Available data:
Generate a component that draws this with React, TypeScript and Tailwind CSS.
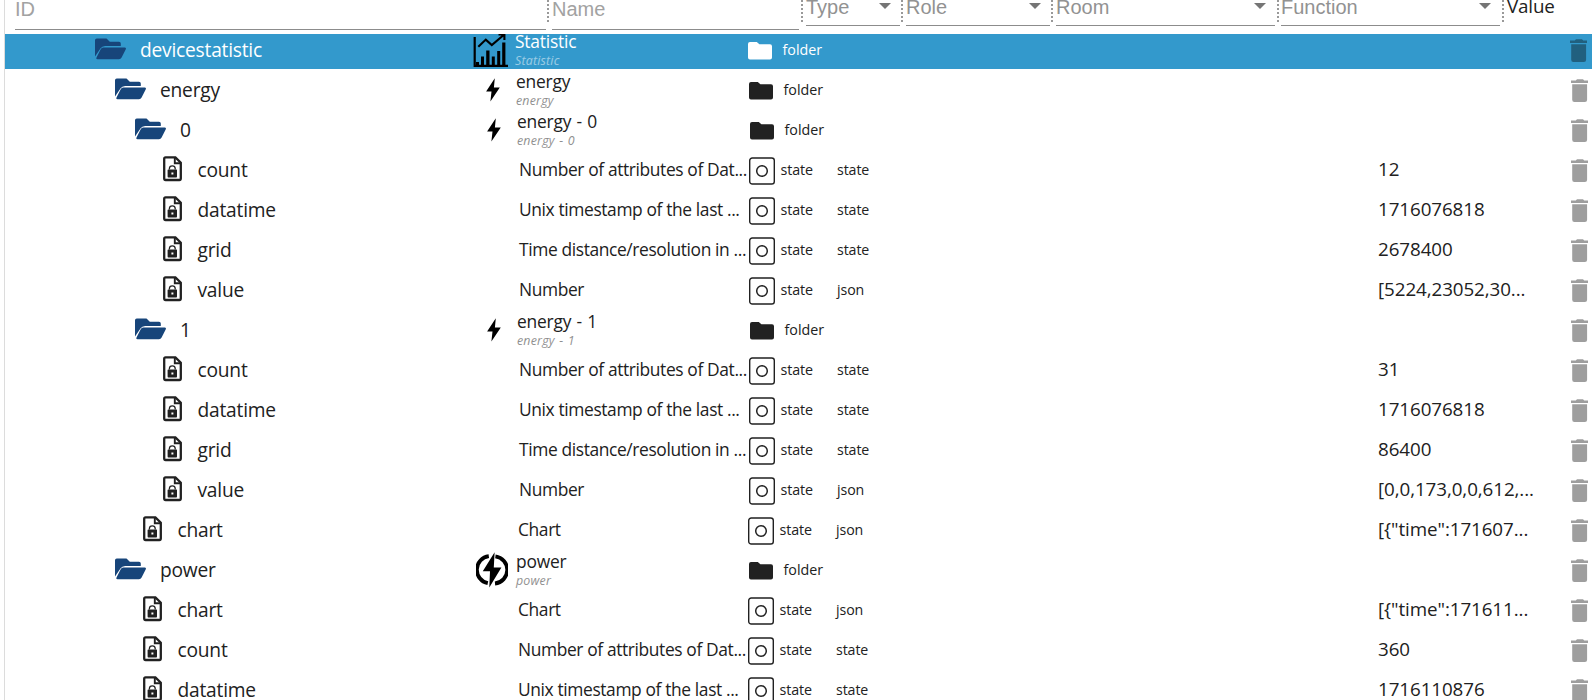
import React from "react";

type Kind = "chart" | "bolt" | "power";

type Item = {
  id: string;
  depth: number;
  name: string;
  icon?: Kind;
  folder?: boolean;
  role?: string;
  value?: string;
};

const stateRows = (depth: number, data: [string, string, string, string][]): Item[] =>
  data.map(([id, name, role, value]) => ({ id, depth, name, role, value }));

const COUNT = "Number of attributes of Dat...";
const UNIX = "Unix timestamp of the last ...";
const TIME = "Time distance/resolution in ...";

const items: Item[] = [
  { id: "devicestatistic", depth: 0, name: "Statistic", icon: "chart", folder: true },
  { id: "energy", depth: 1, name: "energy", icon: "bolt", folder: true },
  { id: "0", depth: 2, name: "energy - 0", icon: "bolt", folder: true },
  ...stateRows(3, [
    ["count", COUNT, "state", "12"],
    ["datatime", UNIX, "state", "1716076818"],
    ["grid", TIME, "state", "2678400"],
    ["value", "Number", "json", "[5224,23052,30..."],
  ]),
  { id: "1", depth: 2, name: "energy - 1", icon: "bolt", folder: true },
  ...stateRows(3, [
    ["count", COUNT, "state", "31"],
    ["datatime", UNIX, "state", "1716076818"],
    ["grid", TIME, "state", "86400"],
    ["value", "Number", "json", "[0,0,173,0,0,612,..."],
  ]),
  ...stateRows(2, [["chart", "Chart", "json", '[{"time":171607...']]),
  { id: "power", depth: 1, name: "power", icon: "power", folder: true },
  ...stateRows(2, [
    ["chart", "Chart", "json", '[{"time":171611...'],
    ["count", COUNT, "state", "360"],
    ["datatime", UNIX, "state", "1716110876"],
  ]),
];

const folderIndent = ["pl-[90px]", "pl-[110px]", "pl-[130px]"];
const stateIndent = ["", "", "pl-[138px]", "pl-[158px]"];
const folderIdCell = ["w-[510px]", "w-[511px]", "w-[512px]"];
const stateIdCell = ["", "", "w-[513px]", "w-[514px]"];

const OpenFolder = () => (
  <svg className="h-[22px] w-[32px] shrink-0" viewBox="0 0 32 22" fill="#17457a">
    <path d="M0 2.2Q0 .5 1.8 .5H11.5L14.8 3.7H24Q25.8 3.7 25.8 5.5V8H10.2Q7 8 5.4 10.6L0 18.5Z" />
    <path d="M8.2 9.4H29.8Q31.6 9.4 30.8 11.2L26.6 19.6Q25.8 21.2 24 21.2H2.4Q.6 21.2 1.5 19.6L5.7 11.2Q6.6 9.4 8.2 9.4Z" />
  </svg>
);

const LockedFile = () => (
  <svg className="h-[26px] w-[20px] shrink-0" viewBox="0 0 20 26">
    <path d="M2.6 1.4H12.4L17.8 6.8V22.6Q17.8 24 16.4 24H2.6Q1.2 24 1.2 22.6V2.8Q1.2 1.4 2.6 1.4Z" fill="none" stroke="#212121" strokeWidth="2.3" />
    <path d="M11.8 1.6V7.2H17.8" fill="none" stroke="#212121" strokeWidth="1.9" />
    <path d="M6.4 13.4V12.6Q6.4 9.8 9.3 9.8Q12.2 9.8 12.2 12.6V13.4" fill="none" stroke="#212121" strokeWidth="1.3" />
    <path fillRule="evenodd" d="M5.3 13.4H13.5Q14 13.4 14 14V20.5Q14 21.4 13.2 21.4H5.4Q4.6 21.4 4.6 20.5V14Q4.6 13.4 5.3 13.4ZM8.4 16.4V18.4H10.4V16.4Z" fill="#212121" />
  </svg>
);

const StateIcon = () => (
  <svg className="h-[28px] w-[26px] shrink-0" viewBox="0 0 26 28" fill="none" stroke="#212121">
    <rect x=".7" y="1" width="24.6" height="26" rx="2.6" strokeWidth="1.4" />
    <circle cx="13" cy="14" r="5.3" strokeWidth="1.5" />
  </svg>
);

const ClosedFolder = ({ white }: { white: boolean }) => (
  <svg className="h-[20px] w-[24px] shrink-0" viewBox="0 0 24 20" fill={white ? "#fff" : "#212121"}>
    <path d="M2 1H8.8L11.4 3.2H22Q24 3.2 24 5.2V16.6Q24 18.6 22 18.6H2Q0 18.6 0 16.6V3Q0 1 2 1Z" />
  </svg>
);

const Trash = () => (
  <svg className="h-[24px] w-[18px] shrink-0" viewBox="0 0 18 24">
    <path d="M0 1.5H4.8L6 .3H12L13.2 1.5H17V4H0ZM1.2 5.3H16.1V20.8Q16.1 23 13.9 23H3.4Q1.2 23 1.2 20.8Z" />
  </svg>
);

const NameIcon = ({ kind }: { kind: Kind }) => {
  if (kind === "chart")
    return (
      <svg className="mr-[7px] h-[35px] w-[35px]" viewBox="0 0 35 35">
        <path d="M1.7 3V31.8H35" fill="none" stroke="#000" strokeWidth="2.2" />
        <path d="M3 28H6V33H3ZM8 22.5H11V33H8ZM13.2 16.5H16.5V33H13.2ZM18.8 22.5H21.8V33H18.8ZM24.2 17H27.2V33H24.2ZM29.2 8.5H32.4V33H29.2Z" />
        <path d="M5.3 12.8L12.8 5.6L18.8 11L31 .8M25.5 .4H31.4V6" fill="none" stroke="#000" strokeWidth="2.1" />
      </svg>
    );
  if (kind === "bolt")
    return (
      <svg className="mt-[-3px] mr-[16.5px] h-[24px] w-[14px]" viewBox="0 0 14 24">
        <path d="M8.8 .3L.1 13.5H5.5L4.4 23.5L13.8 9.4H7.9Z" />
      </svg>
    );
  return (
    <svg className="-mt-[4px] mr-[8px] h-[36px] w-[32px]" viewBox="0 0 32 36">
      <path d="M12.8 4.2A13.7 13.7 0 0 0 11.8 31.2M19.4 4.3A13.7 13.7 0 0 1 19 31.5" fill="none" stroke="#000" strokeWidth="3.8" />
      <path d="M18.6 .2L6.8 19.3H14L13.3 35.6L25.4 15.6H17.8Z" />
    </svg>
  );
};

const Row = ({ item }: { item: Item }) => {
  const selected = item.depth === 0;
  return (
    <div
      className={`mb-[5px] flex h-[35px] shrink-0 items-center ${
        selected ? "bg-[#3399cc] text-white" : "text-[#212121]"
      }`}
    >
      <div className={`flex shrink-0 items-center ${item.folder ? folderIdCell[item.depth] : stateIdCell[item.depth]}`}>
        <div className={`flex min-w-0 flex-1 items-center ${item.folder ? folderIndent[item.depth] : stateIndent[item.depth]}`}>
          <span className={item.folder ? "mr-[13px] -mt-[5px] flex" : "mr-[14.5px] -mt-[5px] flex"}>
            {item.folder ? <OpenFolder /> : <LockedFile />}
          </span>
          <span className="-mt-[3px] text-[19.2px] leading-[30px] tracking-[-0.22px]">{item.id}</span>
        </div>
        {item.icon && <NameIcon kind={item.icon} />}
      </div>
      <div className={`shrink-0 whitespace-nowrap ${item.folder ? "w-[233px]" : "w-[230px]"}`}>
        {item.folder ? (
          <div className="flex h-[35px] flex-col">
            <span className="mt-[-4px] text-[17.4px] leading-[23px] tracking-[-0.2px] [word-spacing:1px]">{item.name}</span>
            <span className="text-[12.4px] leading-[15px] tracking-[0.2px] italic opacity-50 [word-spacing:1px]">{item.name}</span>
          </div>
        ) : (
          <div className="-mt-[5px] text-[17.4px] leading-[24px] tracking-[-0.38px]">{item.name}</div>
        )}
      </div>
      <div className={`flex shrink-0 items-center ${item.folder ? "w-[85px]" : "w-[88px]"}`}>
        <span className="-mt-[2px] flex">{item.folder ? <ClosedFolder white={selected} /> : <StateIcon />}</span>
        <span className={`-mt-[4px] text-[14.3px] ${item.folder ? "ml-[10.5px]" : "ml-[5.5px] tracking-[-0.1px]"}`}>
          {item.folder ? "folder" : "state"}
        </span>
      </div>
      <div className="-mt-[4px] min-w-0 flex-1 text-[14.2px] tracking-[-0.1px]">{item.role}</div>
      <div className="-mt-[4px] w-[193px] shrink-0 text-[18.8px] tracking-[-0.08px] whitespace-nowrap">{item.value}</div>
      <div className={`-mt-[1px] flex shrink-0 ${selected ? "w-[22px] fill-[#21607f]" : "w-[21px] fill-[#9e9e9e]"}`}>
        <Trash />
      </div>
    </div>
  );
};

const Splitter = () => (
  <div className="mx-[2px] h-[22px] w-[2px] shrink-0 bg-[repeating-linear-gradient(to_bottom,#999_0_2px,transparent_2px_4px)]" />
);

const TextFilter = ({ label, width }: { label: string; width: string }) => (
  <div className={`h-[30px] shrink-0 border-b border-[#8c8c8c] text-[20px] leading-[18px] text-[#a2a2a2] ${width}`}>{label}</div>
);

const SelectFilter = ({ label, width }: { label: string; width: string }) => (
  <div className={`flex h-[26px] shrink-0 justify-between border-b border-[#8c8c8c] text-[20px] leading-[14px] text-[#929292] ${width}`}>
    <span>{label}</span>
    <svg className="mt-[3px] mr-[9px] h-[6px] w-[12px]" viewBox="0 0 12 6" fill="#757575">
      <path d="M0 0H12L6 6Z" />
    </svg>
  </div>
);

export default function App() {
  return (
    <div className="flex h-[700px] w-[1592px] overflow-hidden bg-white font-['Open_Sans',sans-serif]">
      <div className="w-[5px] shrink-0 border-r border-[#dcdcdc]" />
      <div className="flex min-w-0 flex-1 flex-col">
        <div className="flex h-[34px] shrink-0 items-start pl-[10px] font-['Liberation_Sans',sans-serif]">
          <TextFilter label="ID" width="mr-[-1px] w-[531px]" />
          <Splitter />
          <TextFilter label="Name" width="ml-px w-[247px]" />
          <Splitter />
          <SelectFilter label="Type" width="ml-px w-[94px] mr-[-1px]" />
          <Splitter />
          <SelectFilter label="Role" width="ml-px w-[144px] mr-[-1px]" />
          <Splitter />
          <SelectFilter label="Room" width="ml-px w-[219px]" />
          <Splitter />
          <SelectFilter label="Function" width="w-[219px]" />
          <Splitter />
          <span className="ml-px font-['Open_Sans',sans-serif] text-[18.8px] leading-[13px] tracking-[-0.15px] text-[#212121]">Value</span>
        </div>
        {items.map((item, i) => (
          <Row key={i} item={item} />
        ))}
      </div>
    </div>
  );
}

What to do: Write out exactly the lines between the start of the data and the line with "data.map(([id, name, role, value])", including both, but none of the pictures.

Finished exercise:
Generate a component that draws this with React, TypeScript and Tailwind CSS.
import React from "react";

type Kind = "chart" | "bolt" | "power";

type Item = {
  id: string;
  depth: number;
  name: string;
  icon?: Kind;
  folder?: boolean;
  role?: string;
  value?: string;
};

const stateRows = (depth: number, data: [string, string, string, string][]): Item[] =>
  data.map(([id, name, role, value]) => ({ id, depth, name, role, value }));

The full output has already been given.